We have a vortex in our house. When things go missing, that is where they go. All we have to do is wait, and the vortex will spit it back out again.
I met my George when my four kids were in their teens. No kids and no marriage experience, he our lackadaisical approach to finding things astounded him. “Just wait,” I said. “the vortex will spit it out.” Sure enough, eventually lost items surface. (I’d tell you more, but I feel a blog-post coming on!)
Do you think that’s where ll the missing socks go?
I really had a laugh, reading this. So glad you found your camera. 🙂
You cannot imagine how sad we were when we thought we had lost it. That would have been $500 down the drain, not to mention another $500 to replace it!
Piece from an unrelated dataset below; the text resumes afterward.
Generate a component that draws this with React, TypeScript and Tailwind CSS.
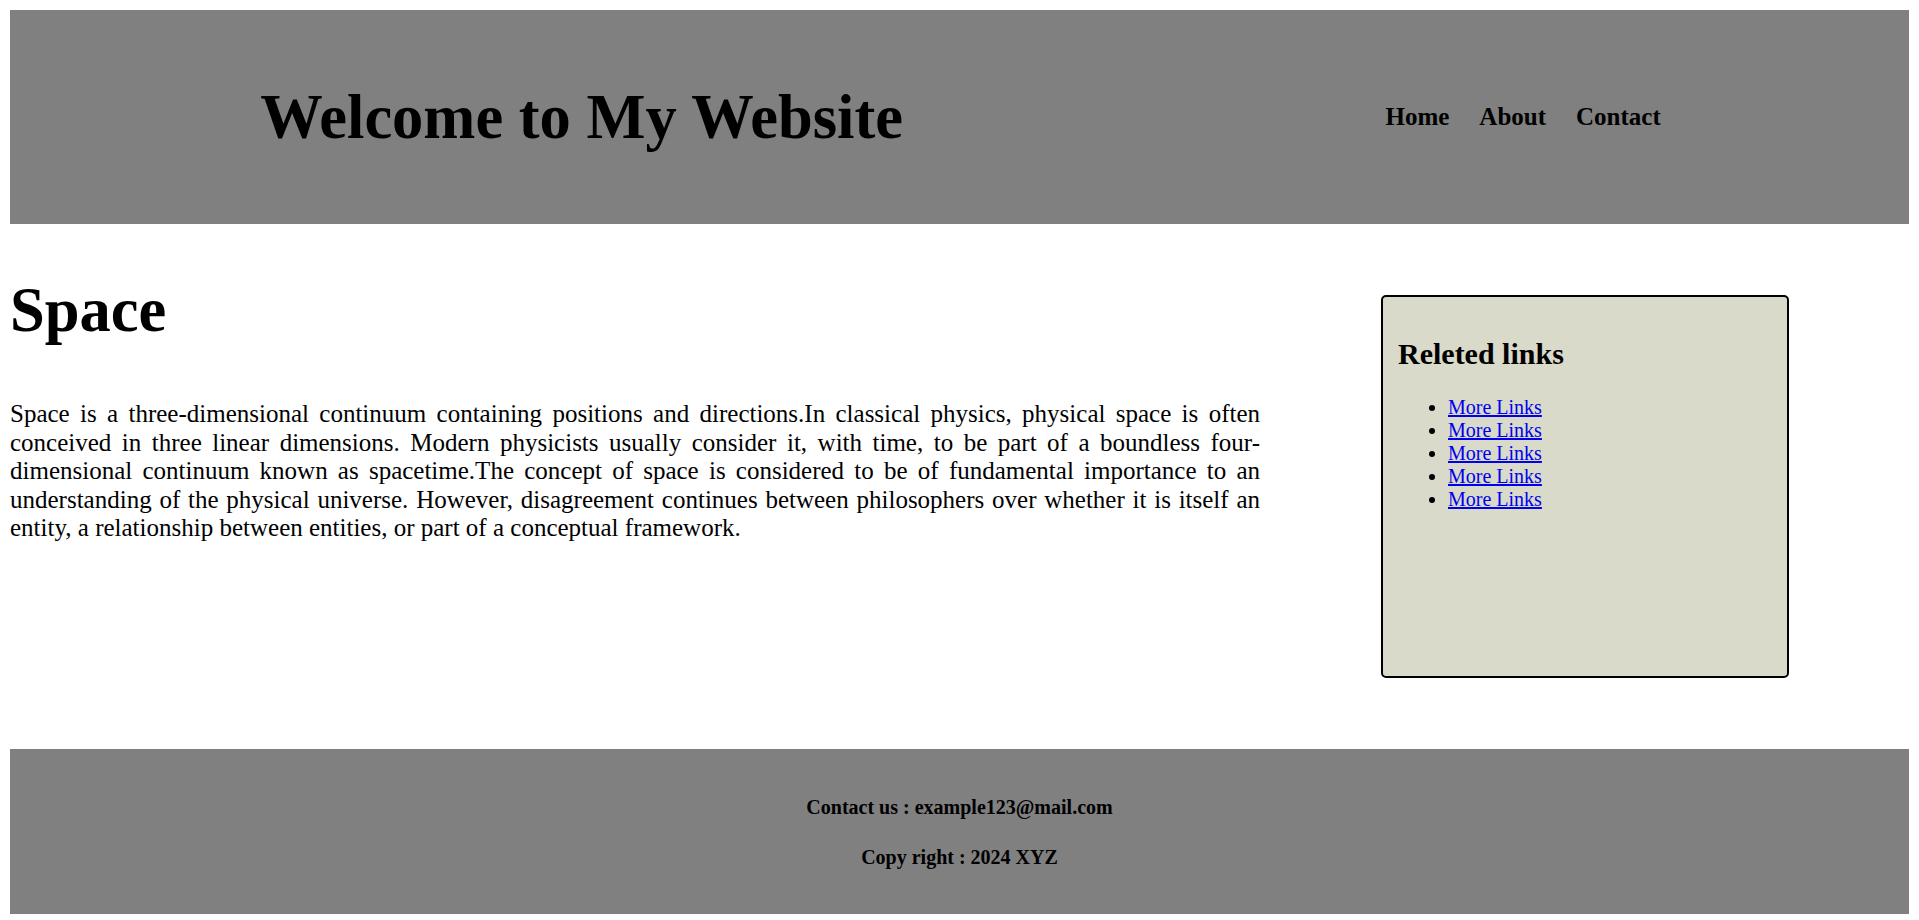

I can well imagine how you felt, and the huge relief when you found it. 🙂
There are mysterious gremlins at work playing jokes on us! Love this post.
Or our own age-compromised memories!
I love stories such as these. Things like this is always happening to me. Take care and stay happy…
I’m much happier now that we found the camera.
So relieved that you found your camera! But, from trunk to the black hole… ? 🙂
I know! Can’t believe neither of us could remember what we had done with it!
I was going to ask you if you ever founf the camera when we were talking Sunday afternoon but the conversation went elsewhere. I am glad that you found it and the next time I think I have lost something I will check the blackhole under the seat.
My seat or your seat?
Cute story! I’m so relieved that you found your camera, especially BEFORE you bought a replacement!
Sometimes I think little “spirits” move things around just to keep us on our toes!
Or to make us crazy!
Don’t you just hate it when things disappear? Thank goodness you didn’t purchase a new one.
But we were sooo close, Georgette! I don’t know what possessed me to reach under that seat. I think it was my refusal to believe we would have been so careless as to leave the camera on the street by the restaurant.